What to work on: Retype exactly the lines from the first one through the line with "const institutions = ['PREFEITURA", including both ends; skip any pictures.

■ ■ ■ ■ ■

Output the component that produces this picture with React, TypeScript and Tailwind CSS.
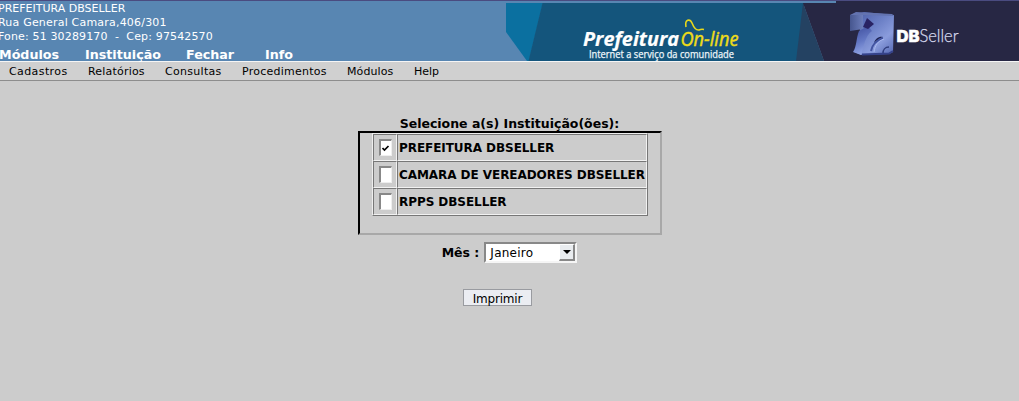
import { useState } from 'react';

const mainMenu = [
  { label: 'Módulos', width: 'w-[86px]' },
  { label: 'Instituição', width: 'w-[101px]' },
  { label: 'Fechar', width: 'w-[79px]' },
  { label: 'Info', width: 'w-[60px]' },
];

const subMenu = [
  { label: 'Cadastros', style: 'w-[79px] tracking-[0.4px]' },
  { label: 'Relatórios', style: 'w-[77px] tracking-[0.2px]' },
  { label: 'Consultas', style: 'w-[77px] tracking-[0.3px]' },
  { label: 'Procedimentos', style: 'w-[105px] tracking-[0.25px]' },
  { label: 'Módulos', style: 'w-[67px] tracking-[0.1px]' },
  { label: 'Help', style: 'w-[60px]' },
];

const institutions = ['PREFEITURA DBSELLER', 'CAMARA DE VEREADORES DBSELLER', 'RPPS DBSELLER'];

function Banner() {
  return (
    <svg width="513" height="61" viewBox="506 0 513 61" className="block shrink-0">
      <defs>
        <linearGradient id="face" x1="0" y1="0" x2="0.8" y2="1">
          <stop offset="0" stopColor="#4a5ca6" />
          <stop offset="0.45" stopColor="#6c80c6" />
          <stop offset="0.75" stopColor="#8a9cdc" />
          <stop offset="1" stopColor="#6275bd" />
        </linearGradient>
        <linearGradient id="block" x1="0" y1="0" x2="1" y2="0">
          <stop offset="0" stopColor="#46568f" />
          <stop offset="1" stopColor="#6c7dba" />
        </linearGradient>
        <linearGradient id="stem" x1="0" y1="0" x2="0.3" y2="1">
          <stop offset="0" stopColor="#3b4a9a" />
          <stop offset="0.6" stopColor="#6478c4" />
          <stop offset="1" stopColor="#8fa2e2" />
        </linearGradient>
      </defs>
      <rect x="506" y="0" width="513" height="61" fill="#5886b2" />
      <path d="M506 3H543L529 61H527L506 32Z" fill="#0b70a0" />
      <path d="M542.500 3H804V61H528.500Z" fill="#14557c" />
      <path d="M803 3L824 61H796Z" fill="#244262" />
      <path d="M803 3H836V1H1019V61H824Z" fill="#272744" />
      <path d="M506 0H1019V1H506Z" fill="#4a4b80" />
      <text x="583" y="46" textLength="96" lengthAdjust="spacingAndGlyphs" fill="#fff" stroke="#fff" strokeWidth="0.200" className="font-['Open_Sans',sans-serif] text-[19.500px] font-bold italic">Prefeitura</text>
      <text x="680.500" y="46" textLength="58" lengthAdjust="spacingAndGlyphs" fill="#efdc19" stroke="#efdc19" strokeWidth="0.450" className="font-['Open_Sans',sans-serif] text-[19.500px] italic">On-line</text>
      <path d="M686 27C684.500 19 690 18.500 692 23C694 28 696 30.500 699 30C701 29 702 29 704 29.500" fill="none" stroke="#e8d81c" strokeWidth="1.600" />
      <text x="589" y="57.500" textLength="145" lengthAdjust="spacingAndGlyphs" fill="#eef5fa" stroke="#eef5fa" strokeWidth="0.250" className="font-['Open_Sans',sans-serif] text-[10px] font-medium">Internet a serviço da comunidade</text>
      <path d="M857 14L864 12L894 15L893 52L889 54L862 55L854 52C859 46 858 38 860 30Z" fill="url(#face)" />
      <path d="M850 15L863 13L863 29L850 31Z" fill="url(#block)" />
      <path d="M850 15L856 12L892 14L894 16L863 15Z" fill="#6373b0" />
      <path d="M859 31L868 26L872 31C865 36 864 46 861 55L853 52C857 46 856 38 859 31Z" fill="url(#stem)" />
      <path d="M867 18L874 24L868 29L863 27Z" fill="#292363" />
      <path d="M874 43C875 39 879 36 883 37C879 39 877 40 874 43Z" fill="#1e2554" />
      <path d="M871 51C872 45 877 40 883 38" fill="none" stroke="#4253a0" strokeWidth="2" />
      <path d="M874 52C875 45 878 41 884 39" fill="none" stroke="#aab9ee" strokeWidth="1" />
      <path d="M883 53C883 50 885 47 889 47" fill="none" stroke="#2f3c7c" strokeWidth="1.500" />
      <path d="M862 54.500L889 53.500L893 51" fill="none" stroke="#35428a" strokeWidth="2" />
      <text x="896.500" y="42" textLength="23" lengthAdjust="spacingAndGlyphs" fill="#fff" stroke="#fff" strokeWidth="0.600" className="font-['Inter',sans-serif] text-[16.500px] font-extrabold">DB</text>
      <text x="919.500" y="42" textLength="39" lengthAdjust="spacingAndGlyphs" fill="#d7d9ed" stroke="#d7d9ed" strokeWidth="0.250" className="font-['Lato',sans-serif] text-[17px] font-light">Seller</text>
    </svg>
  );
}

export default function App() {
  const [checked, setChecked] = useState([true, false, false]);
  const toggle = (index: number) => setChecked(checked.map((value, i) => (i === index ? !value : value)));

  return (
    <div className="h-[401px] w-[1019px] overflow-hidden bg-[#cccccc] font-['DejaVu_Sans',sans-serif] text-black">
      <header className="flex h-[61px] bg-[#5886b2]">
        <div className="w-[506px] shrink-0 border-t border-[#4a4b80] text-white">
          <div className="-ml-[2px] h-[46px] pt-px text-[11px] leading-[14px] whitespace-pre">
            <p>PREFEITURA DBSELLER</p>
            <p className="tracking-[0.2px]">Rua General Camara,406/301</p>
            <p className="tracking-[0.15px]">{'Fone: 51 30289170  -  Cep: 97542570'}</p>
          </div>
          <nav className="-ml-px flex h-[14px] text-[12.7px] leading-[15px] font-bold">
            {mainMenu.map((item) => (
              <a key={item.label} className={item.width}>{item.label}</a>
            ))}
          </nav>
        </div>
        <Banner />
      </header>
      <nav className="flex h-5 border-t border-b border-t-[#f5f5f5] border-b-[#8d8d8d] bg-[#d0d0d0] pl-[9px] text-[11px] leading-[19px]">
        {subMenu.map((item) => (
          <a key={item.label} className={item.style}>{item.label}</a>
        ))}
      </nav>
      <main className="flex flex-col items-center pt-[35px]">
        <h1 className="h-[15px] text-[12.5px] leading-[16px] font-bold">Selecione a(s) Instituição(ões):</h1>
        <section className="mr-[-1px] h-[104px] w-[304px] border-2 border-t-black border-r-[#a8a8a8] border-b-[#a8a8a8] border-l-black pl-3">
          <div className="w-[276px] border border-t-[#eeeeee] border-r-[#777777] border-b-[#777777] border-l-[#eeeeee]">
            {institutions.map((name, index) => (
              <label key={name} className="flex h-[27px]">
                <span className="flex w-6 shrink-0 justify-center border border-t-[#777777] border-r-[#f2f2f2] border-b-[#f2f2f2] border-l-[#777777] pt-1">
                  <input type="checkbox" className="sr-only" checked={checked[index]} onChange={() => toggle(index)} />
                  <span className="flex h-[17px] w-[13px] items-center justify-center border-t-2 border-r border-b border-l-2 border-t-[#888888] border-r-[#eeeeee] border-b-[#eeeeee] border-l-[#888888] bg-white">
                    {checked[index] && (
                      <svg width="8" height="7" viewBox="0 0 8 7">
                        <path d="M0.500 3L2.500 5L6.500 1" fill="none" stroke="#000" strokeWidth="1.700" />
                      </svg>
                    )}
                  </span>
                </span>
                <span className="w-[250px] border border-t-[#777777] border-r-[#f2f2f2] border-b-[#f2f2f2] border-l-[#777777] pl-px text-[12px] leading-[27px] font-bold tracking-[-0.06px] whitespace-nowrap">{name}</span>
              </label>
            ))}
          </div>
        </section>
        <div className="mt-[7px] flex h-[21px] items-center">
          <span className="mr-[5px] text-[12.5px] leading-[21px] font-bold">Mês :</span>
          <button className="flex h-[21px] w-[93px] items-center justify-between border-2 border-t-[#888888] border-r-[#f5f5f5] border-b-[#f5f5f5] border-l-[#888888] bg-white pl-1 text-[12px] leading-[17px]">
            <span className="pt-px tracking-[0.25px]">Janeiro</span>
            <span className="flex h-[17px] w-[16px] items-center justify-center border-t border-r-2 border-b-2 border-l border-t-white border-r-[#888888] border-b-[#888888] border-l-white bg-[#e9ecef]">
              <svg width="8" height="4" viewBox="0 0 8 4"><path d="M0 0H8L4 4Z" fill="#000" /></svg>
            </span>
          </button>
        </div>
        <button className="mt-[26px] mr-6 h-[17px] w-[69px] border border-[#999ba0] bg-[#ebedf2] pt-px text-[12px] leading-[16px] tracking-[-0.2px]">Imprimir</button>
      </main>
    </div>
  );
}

■ ■ ■ ■ ■

Exercise result:
Output the component that produces this picture with React, TypeScript and Tailwind CSS.
import { useState } from 'react';

const mainMenu = [
  { label: 'Módulos', width: 'w-[86px]' },
  { label: 'Instituição', width: 'w-[101px]' },
  { label: 'Fechar', width: 'w-[79px]' },
  { label: 'Info', width: 'w-[60px]' },
];

const subMenu = [
  { label: 'Cadastros', style: 'w-[79px] tracking-[0.4px]' },
  { label: 'Relatórios', style: 'w-[77px] tracking-[0.2px]' },
  { label: 'Consultas', style: 'w-[77px] tracking-[0.3px]' },
  { label: 'Procedimentos', style: 'w-[105px] tracking-[0.25px]' },
  { label: 'Módulos', style: 'w-[67px] tracking-[0.1px]' },
  { label: 'Help', style: 'w-[60px]' },
];

const institutions = ['PREFEITURA DBSELLER', 'CAMARA DE VEREADORES DBSELLER', 'RPPS DBSELLER'];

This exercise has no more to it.